Advanced participants are welcome to join all intermediate workshops !!!
Advanced participants with well founded knowledge of Maya writing are offered special Advanced Workshop to give them the opportunity to expand their proficiency of Classic Maya Writing and to provide them with insight into very special aspects of Classic Maya culture – though with specific focus on epigraphy, language and iconography.
This year’s Advanced Workshop will focus on Classic Maya Grammar and will be taught by Dr. Marc Zender from the Peabody Museum of Archaeology & Ethnology (Harvard University).

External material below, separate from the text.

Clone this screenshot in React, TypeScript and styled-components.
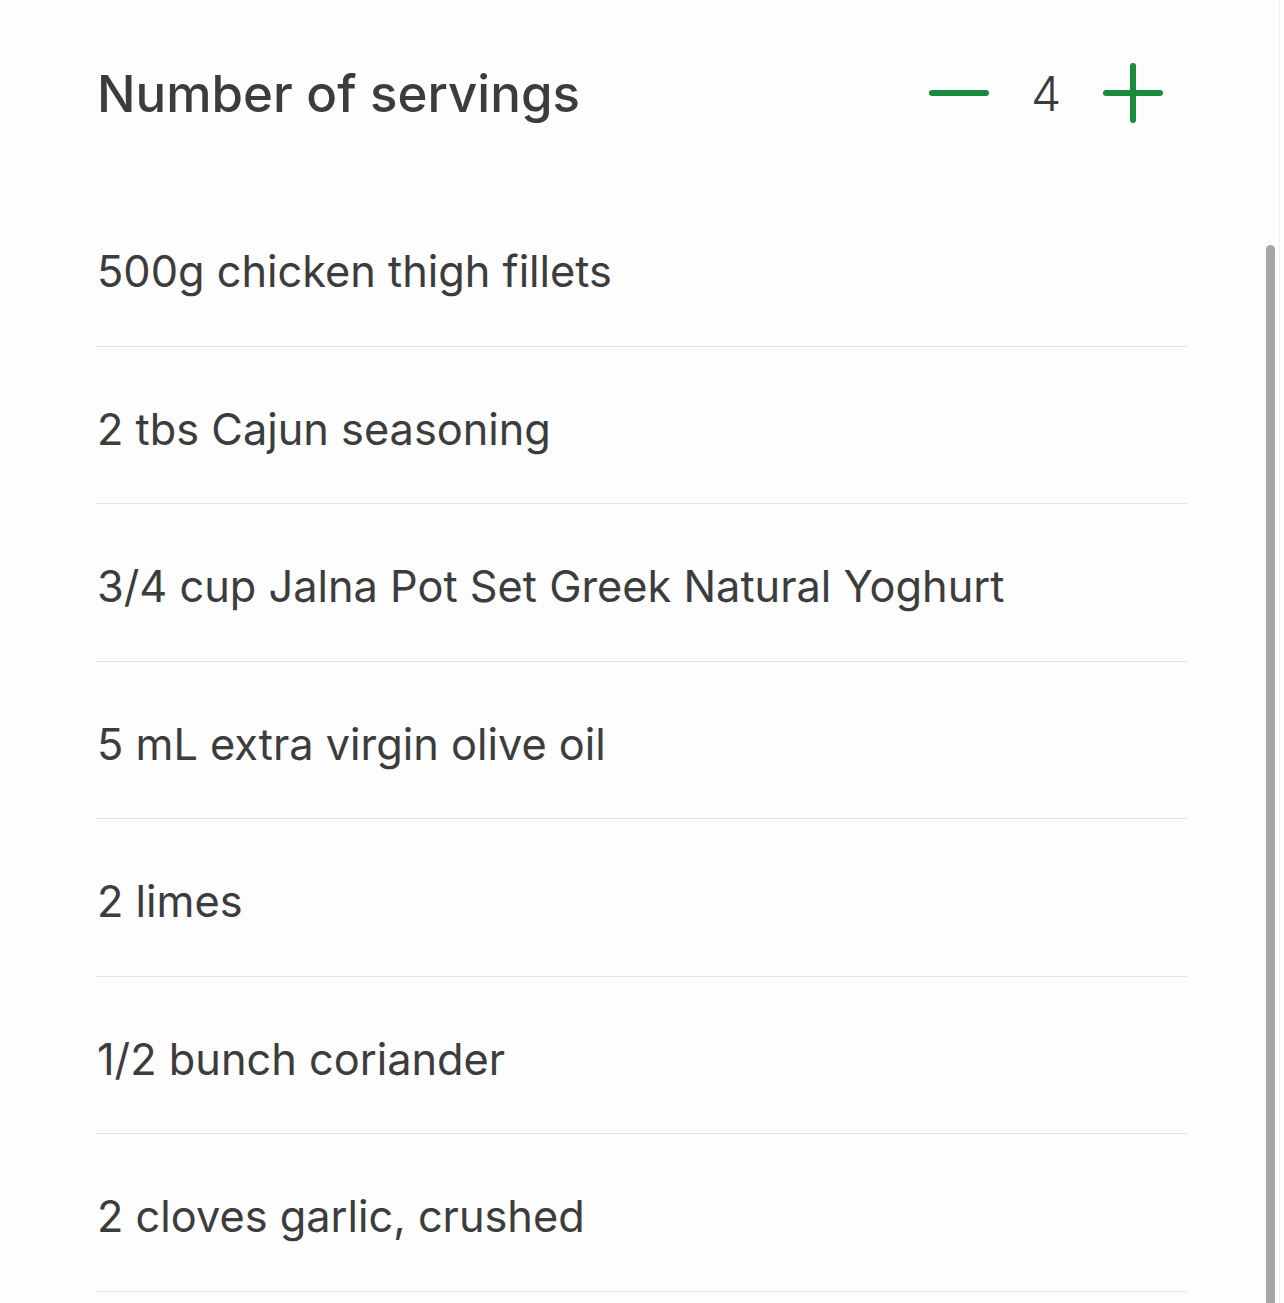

Advanced Workshop: “Words and Rules: New Insights into Classic Maya Grammar”
Tutor: Marc Zender
Have you ever wondered why and how Palenque’s Saak Nuhk(ul) Naah, once confidently translated as “White Great House,” came instead to be reanalyzed as “White Skin(ned) House”? Or why the quotative expression che’-een is more likely to mean “I say” then “he says”? Or, most vexing of all, why and how aj k’uh(ul) huun “He of the holy books” became ajk’uhuun “worshipper”? Well wonder no further!
This workshop focuses on new or timely aspects of Classic Maya grammar, including recently uncovered verbal morphology (e.g., the -l-aj affective, the -VVn transitivizer, the -Vy ending of non-CVC intransitives), the bound and and independent pronouns (particularly second-person -at and hat, and first-person -een and hiin) and adjectival syntax (the rules behind the ordering of adjectives and nouns). The main objective is to illustrate the way in which epigraphers relate the patterns of Mayan inscriptions to the grammars of modern Mayan languages, and the increasingly important role of Classic writing in clarifying the reconstruction, linguistic history and relationships of those languages.
No one will be excluded from this workshop because of lack of experience, but participants will definitely have more enjoyment and understanding of the material covered if they already have some background in Mayan writing.